How machines will transform private capital markets | Oliver Gottschalg | Ep 83
Drawing on more than two decades of empirical research and extensive back-testing, Professor Oliver Gottschalg explains why algorithmic decision support can outperform “normal” human allocation, particularly in fund selection and secondaries pricing, without relying on better data or privileged access.
In this episode, we look at sets out how machine learning can be applied to private markets and why they are structurally better suited to algorithmic allocation than public markets.
The big take
- Machine learning can materially improve PE outcomes. The first step to demonstrate this: re-weighting existing fund portfolios – and that’s before we get to portfolio construction.
- Prediction now matters more than explanation once decision-making crosses a complexity threshold
- Secondaries are meaningfully inefficient, creating scope for systematic pricing and portfolio construction
- Data does not need to be perfect to be useful, but models must be rigorously back-tested
- Human judgement still matters, but only as a downside governor, not a source of optimism or narrative bias
Who is Oliver Gottschalg, and why does his work matter?
Oliver Gottschalg is one of the most widely cited academics in private markets. He holds degrees from Karlsruhe, Georgia State University and INSEAD, teaches private equity and buyouts at HEC Paris, and directs the HEC Private Equity Certificate. Alongside his academic work, he founded Gottschalg Analytics, a data and analytics platform used by LPs and GPs to analyse risk, return drivers and manager skill in private equity.
His work sits at the intersection of academic rigour and real-world allocation, making him unusually well placed to assess what machine learning can and cannot do in private markets.
Can algorithms really outperform human allocators in private equity?
Oliver shows that algorithmic decision support can outperform a large proportion of real-world allocation decisions, especially where humans are asked to weigh dozens of interacting variables consistently over time.
Using conservative back-tests on US public pension data, he demonstrates that modest re-weighting within existing fund commitments, guided by machine learning predictions, would have produced billions of dollars of incremental value.
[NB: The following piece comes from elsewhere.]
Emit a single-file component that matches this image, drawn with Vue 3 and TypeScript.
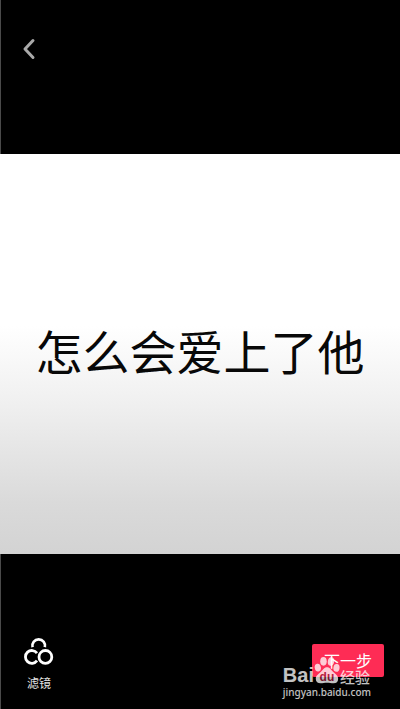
<script setup lang="ts">
import { ref } from 'vue'

const caption = ref<string>('怎么会爱上了他')
</script>

<template>
  <main class="editor">
    <header class="top">
      <button class="back" type="button" aria-label="返回">
        <svg width="16" height="24" viewBox="0 0 16 24" fill="none">
          <path d="M12 4.5 4 13 12 21.5" stroke="#a9a9a9" stroke-width="3" stroke-linecap="round" stroke-linejoin="round" />
        </svg>
      </button>
    </header>

    <section class="stage">
      <p class="caption">{{ caption }}</p>
    </section>

    <footer class="bottom">
      <button class="filter" type="button">
        <svg width="30" height="28" viewBox="0 0 30 28" fill="none" stroke="#fff" stroke-width="2.8">
          <path d="M8.6 10.2A6.3 6.3 0 1 1 20.8 10.2" />
          <path d="M13 16.1A6.4 6.4 0 1 0 13 23.7" />
          <circle cx="21.4" cy="19.9" r="6.4" />
        </svg>
        <span>滤镜</span>
      </button>
      <button class="next" type="button">下一步</button>

      <div class="watermark">
        <div class="brand">
          <span class="bai">Bai</span>
          <span class="paw">
            <svg width="26" height="28" viewBox="0 0 28 30" fill="currentColor">
              <ellipse cx="4.1" cy="12.4" rx="3.3" ry="4.2" transform="rotate(-12 4.1 12.4)" />
              <ellipse cx="10.2" cy="5.6" rx="3.5" ry="4.7" />
              <ellipse cx="18.3" cy="5.8" rx="3.4" ry="4.6" transform="rotate(10 18.3 5.8)" />
              <ellipse cx="24.2" cy="12.8" rx="3.3" ry="4.2" transform="rotate(8 24.2 12.8)" />
              <path d="M14 12c-3.2 0-4.6 3-6.8 5.1-2.4 2.2-5.3 3.8-5.3 7.2 0 3.2 2.2 5 5.1 5 2.6 0 4.3-.6 7-.6s4.5.6 7.2.6c3 0 4.8-1.8 4.8-5 0-3.4-2.8-5-5.2-7.2C18.6 15 17.2 12 14 12Z" />
            </svg>
            <span class="du">du</span>
          </span>
          <span class="jingyan">经验</span>
        </div>
        <div class="site">jingyan.baidu.com</div>
      </div>
    </footer>
  </main>
</template>

<style>
body {
  margin: 0;
  background: #000;
}
</style>

<style scoped>
.editor {
  box-sizing: border-box;
  min-height: 100vh;
  display: flex;
  flex-direction: column;
  background: #000;
  border-left: 1px solid #4a4a4a;
  font-family: "Noto Sans", "Noto Sans CJK SC", sans-serif;
}

button {
  margin: 0;
  padding: 0;
  border: 0;
  background: none;
  color: #fff;
  font: inherit;
  cursor: pointer;
}

.top {
  box-sizing: border-box;
  height: 154px;
  padding: 36px 20px;
}

.back {
  display: block;
}

.back svg,
.filter svg,
.paw svg {
  display: block;
}

.stage {
  box-sizing: border-box;
  display: flex;
  align-items: center;
  justify-content: center;
  aspect-ratio: 1;
  margin-left: -1px;
  padding-bottom: 8px;
  background: linear-gradient(#fff 0%, #fff 43%, #f0f0f0 62%, #dadada 87%, #d3d3d3 100%);
}

.caption {
  margin: 0;
  color: #080808;
  font-family: "Noto Sans CJK SC", sans-serif;
  font-size: 47px;
  line-height: 64px;
  font-weight: 400;
  white-space: nowrap;
}

.bottom {
  position: relative;
  flex: 1;
  display: flex;
  align-items: flex-end;
  justify-content: space-between;
  padding: 0 16px 17px 23px;
}

.filter {
  display: flex;
  flex-direction: column;
  align-items: center;
  gap: 9px;
  font-family: "Noto Sans CJK SC", sans-serif;
  font-size: 12px;
  line-height: 18px;
  color: #e4e4e4;
}

.next {
  width: 72px;
  height: 33px;
  margin-bottom: 15px;
  border-radius: 2px;
  background: #fe2c55;
  font-family: "Noto Sans CJK SC", sans-serif;
  font-size: 16px;
  line-height: 33px;
}

.watermark {
  position: absolute;
  right: 29px;
  bottom: 9px;
  color: #fff;
  opacity: 0.76;
  pointer-events: none;
}

.brand {
  display: flex;
  align-items: flex-end;
  height: 28px;
}

.bai {
  font-family: "Liberation Sans", sans-serif;
  font-size: 20px;
  line-height: 18px;
  font-weight: 700;
}

.paw {
  position: relative;
}

.du {
  position: absolute;
  inset: auto 0 0 0;
  color: #a01c3a;
  font-family: "Liberation Sans", sans-serif;
  font-size: 12px;
  line-height: 13px;
  font-weight: 700;
  text-align: center;
}

.jingyan {
  font-family: "Noto Sans CJK SC", sans-serif;
  font-size: 15px;
  line-height: 14px;
  font-weight: 500;
}

.site {
  font-size: 10px;
  line-height: 16px;
  font-weight: 500;
}
</style>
Crucially, this improvement does not rely on better access, new strategies or hindsight.
Why private markets suit machine learning better than public markets
A common objection to back-tested strategies is that alpha disappears once deployed. Private markets are structurally different.
Private equity transactions are discrete, opaque and slow-moving. Trades are not immediately visible, and algorithmic activity does not automatically move prices in the same way as public markets. This means predictive models are less likely to be arbitraged away quickly, particularly in areas such as secondaries.
How machine learning changes secondaries pricing
One of the most compelling parts of the discussion focuses on LP-led secondaries.
Oliver argues that the secondary market is inefficient in a technical sense: prices paid for fund stakes correlate weakly with ultimate forward returns.
Instead of relying on bottom-up portfolio company valuation, his approach asks different questions:
- How conservative or aggressive is a GP’s valuation policy?
- How much future value-creation capacity does the GP realistically have?
- Are team focus, strategy drift or asset mix likely to impair outcomes?
Machine learning allows these factors to be weighted simultaneously, creating a systematic approach to pricing and portfolio construction that could materially lower the cost of liquidity in private markets.
Imperfect data is not the real problem
Private equity data is incomplete, inconsistent and often delayed. Oliver is explicit about this. His point is that perfection is not the bar. The relevant question is whether imperfect data, treated consistently, still points investors towards relative outperformance.
After thousands of back-tests across different periods and market regimes, his conclusion is pragmatic: if a model survives conservative testing and structural change, it can be trusted as a decision support tool.
The trade-off between transparency and predictive power
As models become more complex, interpretability declines. Oliver is candid about this “black box” problem. Once a model incorporates dozens of interacting features, causal explanation becomes impractical.
Trust is therefore built not through narrative clarity, but through:
- disciplined training and validation
- conservative assumptions
- repeated evidence that predictions remain robust across cycles
This represents a cultural shift for an industry accustomed to storytelling.
The role of humans in an algorithm-assisted future
But relax, humans are not removed from the process. Instead, their role changes.
Humans should be able to override models only to reduce expected returns, never to inflate them. If there is information the model cannot yet see, such as team departures or governance issues, the human can step in. What the human should not do is override the model upward based on brand, relationships or confidence.
He likens this to advanced driver assistance systems: the machine does most of the work, while the human prevents catastrophic error.
What this means for LPs, GPs and the wider market
For LPs, this challenges the idea that superior judgement alone is a durable edge in fund selection. Discipline, calibration and governance may matter more.
For GPs and secondary managers, it raises uncomfortable questions about fee structures and defensibility as parts of the investment process become systematised.
At a market level, Oliver outlines a plausible path towards lower-cost, more scalable private market products, potentially expanding access without relying solely on distribution or regulatory change.
Why this episode matters
This is not a discussion about hype or distant futures. It is a grounded, evidence-led examination of what machine learning is already capable of in private equity, where it fits, and where human judgement remains essential.